Handle requirements.txt files produced by pip-compile as lock files

Why are we doing this work

Dependency Scanning assumes that requirement.txt files do not include the entire dependency graph, and will always attempt to build a project when one is detected. This decision was consciously made because, while it's possible for a project to export a complete list of dependencies in the file, it was not guaranteed to be the case. Thus, to err on the side of caution, the analyzer was configured so that it would take the safe route, and build the project, i.e. install all its dependencies. Some tradeoffs were made with this decision:

  • Offline and limited network installations would require either preloading all the dependencies into the package cache or a configured python registry/proxy.
  • The analyzer would need to build the project which introduces some complexity in terms Python version compatibility.
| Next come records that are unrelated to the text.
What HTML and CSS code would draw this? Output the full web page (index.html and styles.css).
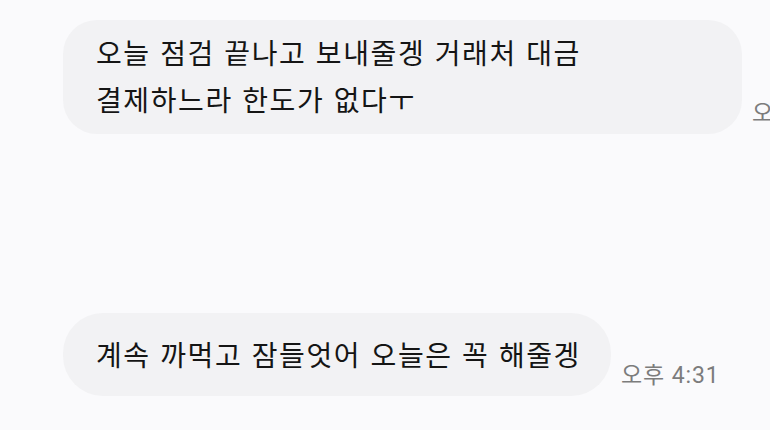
FILE: index.html
```html
<!DOCTYPE html>
<html lang="ko">
<head>
    <meta charset="UTF-8" />
    <meta name="viewport" content="width=device-width, initial-scale=1.0"/>
    <title>대화</title>
    <link rel="stylesheet" href="styles.css">
</head>
<body>
    <div class="chat">
        <div class="row">
            <div class="bubble">오늘 점검 끝나고 보내줄겡 거래처 대금<br>결제하느라 한도가 없다ㅜ</div>
            <span class="time">오후 4:31</span>
        </div>
        <div class="row row-last">
            <div class="bubble bubble-single">계속 까먹고 잠들엇어 오늘은 꼭 해줄겡</div>
            <span class="time">오후 4:31</span>
        </div>
    </div>
</body>
</html>
```

FILE: styles.css
```css
body {
    margin: 0;
    padding: 0;
    background: #fafafc;
    font-family: "Noto Sans CJK KR", "Noto Sans", sans-serif;
    overflow: hidden;
}
.chat {
    width: 770px;
    height: 430px;
    padding: 20px 0 0 63px;
    box-sizing: border-box;
}
.row {
    display: flex;
    align-items: flex-end;
    gap: 10px;
    white-space: nowrap;
}
.row-last {
    margin-top: 179px;
}
.bubble {
    background: #f2f2f4;
    color: #151515;
    font-size: 28px;
    letter-spacing: 1.6px;
    line-height: 47px;
    padding: 9px 33px 11px;
    border-radius: 34px;
    width: 613px;
    flex-shrink: 0;
}
.bubble-single {
    width: auto;
    padding: 18px 30px 18px 33px;
    border-radius: 40px;
}
.time {
    color: #7c7c7c;
    font-family: Roboto, "Noto Sans CJK KR", sans-serif;
    font-size: 23px;
    letter-spacing: 0.9px;
    line-height: 28px;
    padding-bottom: 6px;
}
```
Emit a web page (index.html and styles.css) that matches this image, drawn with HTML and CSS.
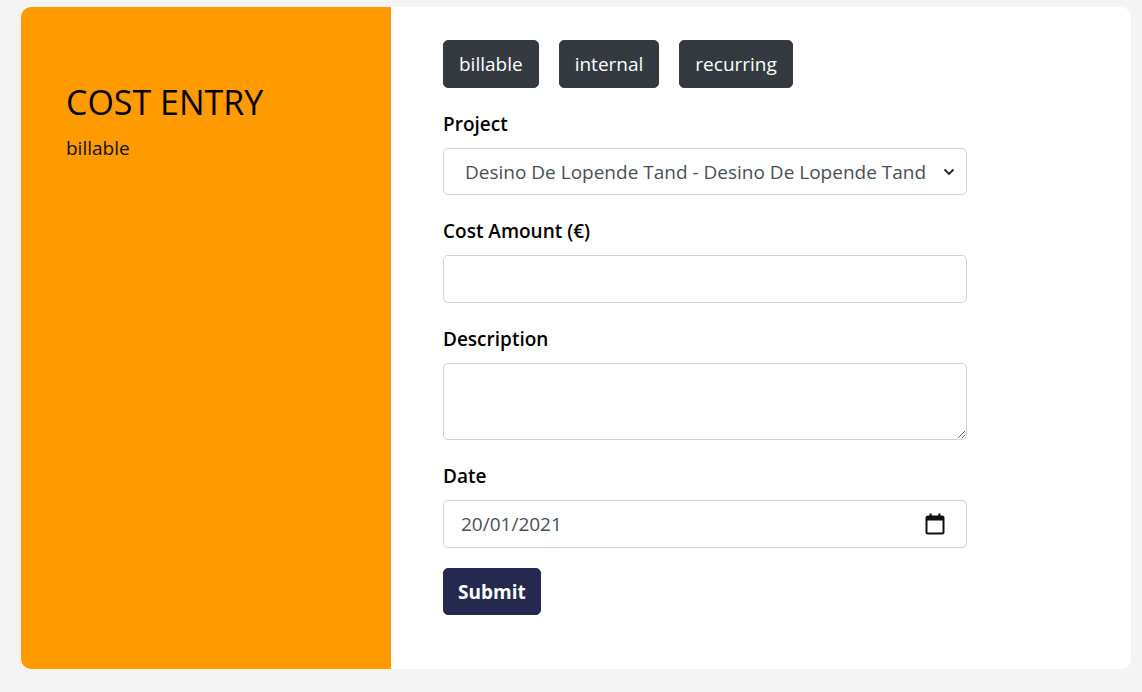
FILE: index.html
```html
<!DOCTYPE html>
<html lang="en">
<head>
<meta charset="utf-8">
<title>Cost Entry</title>
<link rel="stylesheet" href="styles.css">
</head>
<body>
<div class="card">
  <aside class="side">
    <h3 class="side-title">COST ENTRY</h3>
    <p class="side-sub">billable</p>
  </aside>
  <main class="content">
    <div class="types">
      <button class="btn btn-dark" type="button">billable</button>
      <button class="btn btn-dark" type="button">internal</button>
      <button class="btn btn-dark" type="button">recurring</button>
    </div>
    <form class="form">
      <div class="group">
        <label class="label" for="project">Project</label>
        <div class="select-wrap">
          <select id="project" class="control select">
            <option>Desino De Lopende Tand - Desino De Lopende Tand</option>
          </select>
          <svg class="chev" width="12" height="8" viewBox="0 0 12 8"><path d="M1.5 1.5 L6 6 L10.5 1.5" fill="none" stroke="#222" stroke-width="1.8"/></svg>
        </div>
      </div>
      <div class="group">
        <label class="label" for="amount">Cost Amount (€)</label>
        <input id="amount" class="control" type="text">
      </div>
      <div class="group">
        <label class="label" for="desc">Description</label>
        <textarea id="desc" class="control area" rows="2"></textarea>
      </div>
      <div class="group">
        <label class="label" for="date">Date</label>
        <div class="control date-field">
          <input id="date" class="date-input" type="text" value="20/01/2021">
          <svg class="cal" width="20" height="22" viewBox="0 0 20 22"><rect x="1.5" y="3.5" width="17" height="17" rx="1.5" fill="none" stroke="#111" stroke-width="2"/><rect x="1.5" y="3.5" width="17" height="4" fill="#111"/><rect x="4.5" y="0.5" width="2.2" height="4" fill="#111"/><rect x="13.3" y="0.5" width="2.2" height="4" fill="#111"/></svg>
        </div>
      </div>
      <button class="btn btn-submit" type="submit">Submit</button>
    </form>
  </main>
</div>
</body>
</html>
```
FILE: styles.css
```css
* { box-sizing: border-box; }
html, body { margin: 0; padding: 0; }
body {
  background: #f4f4f4;
  font-family: "Open Sans", "Noto Sans", sans-serif;
  font-size: 19px;
  line-height: 30px;
  color: #212529;
  padding: 7px 11px 23px 21px;
}
.card {
  display: flex;
  width: 1110px;
  min-height: 662px;
  background: #fff;
  border-radius: 10px;
  overflow: hidden;
}
.side {
  width: 370px;
  flex: none;
  background: #ff9b00;
  padding: 74px 45px 0 45px;
}
.side-title {
  margin: 0 0 10px 0;
  font-size: 34px;
  line-height: 42px;
  font-weight: 400;
  color: #000;
}
.side-sub {
  margin: 0;
  font-size: 19px;
  line-height: 30px;
  color: #111;
}
.content {
  flex: 1;
  padding: 33px 52px 54px 52px;
}
.types {
  display: flex;
  gap: 20px;
  margin-bottom: 20px;
}
.btn {
  font-family: inherit;
  font-size: 19px;
  line-height: 30px;
  padding: 8px 15px;
  border: 1px solid transparent;
  border-radius: 5px;
  cursor: pointer;
  color: #fff;
}
.btn-dark {
  background: #343a40;
  border-color: #343a40;
}
.form { width: 524px; }
.group { margin-bottom: 20px; }
.label {
  display: block;
  font-weight: 600;
  color: #000;
  padding-top: 1px;
  margin-bottom: 9px;
}
.control {
  display: block;
  width: 100%;
  height: 48px;
  font-family: inherit;
  font-size: 19px;
  line-height: 30px;
  color: #495057;
  background: #fff;
  border: 1px solid #ced4da;
  border-radius: 5px;
  padding: 7px 16px;
}
.select-wrap { position: relative; }
.select {
  height: 47px;
  appearance: none;
  -webkit-appearance: none;
  padding-left: 21px;
}
.chev {
  position: absolute;
  right: 12px;
  top: 20px;
  pointer-events: none;
}
.area {
  height: 77px;
  resize: vertical;
}
.date-field {
  display: flex;
  align-items: center;
  padding-left: 17px;
  padding-right: 21px;
}
.date-input {
  flex: 1;
  border: 0;
  outline: none;
  padding: 0;
  font-family: inherit;
  font-size: 19px;
  color: #495057;
  background: transparent;
}
.cal { flex: none; }
.btn-submit {
  background: #25284f;
  border-color: #25284f;
  font-weight: 700;
  padding: 7.5px 14px;
}
```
With the introduction of the pip-tools suite, it's now possible to easily generate a complete dependency graph export in the form of a requirements.txt. As a result, many projects have started to adopt this approach, and solely rely on pip to install from this file. Dependency Scanning should take advantage of this movement as well, and aim to provide support for projects that have adopted this workflow. It will not only increase the range of use cases it supports, but it will also reduce the complexity of setup for projects that use this setup in an offline environment, and even decrease the time and network bandwidth used when building the project.

Relevant links

Non-functional requirements

  • Documentation: The documentation in Dependency Scanning will need to reflect the new strategy for scanning requirements.txt files.
  • Feature flag:
  • Performance:
  • Testing: Unit tests and integration tests needed.
    • Confirm correctness of parsing a requirements.txt file.
    • Confirm that the analyzer will build requirements.txt files if they're not built by pip-compile.
    • Confirm that we will still handle custom requirements.txt files. This is configured using the PIP_REQUIREMENTS_FILE env variable.

Implementation plan

  • MR 1: Create a new parser that can parse a pip-compile requirements file.
    • Create a directory named pip-compile in the scanner/parser/ directory. The directory structure will look like the figure below. The expect/ directory holds expectations we compare against in tests, fixtures/ is source files we use in tests, e.g. requirements.txt, and the Go files hold the code related to the parser.

      ├──expect
      ├──fixtures
      ├──pip_compile.go
      └──pip_compile_test.go
    • Implement a parser that parses the versions of packages used in the requirements file.

    • Register the parser so that it scans the requirements.txt file. An example of how this is done for the golang parser can be found here.

  • MR 2: Update the pip builder so that it returns a non-fatal error if it matches a pip-compile requirements.txt.
    • You can return a non-fatal error by using builer.NewNonFatalError that's defined here.
    • A heuristic will be needed to create a simple but effective solution that detects pip-compile files. One way to do this could be to use a buffered IO reader that scans the file line by line looking for a well known pip-compile comment left in the output files.
      • # This file is autogenerated by pip-compile with Python
    • If the heuristic matches, the builder should then return the non-fatal error with a message like Python pip project not built. A requirments file built by pip-compile detected.. This will give customers and team members better insight as to why the build was skipped.
    • Add specs that test these scenarios. Our integration tests for this are stored in the spec/gemnasium-python_integration_spec.rb. They utilize rspec and the integration-test project to test the various scenarios.

Verification steps

  1. Create a project with a requirements.txt file that is produced using pip-compile.
  2. Test that this works when running the tests offline. This is a quick test that confirms the project is not built and as a result no dependencies are fetched from the network.
$ docker build -f build/gemnasium-python/redhat/Dockerfile -t gemnasium-python:latest .
$ docker run --rm -it -v "$TEST_PROJECT_SRC>:/app" -w /app -e SECURE_LOG_LEVEL=debug gemnasium-python:latest
  1. Verify that the dependency scanning report and SBoM contain expected dependencies with the right attributions.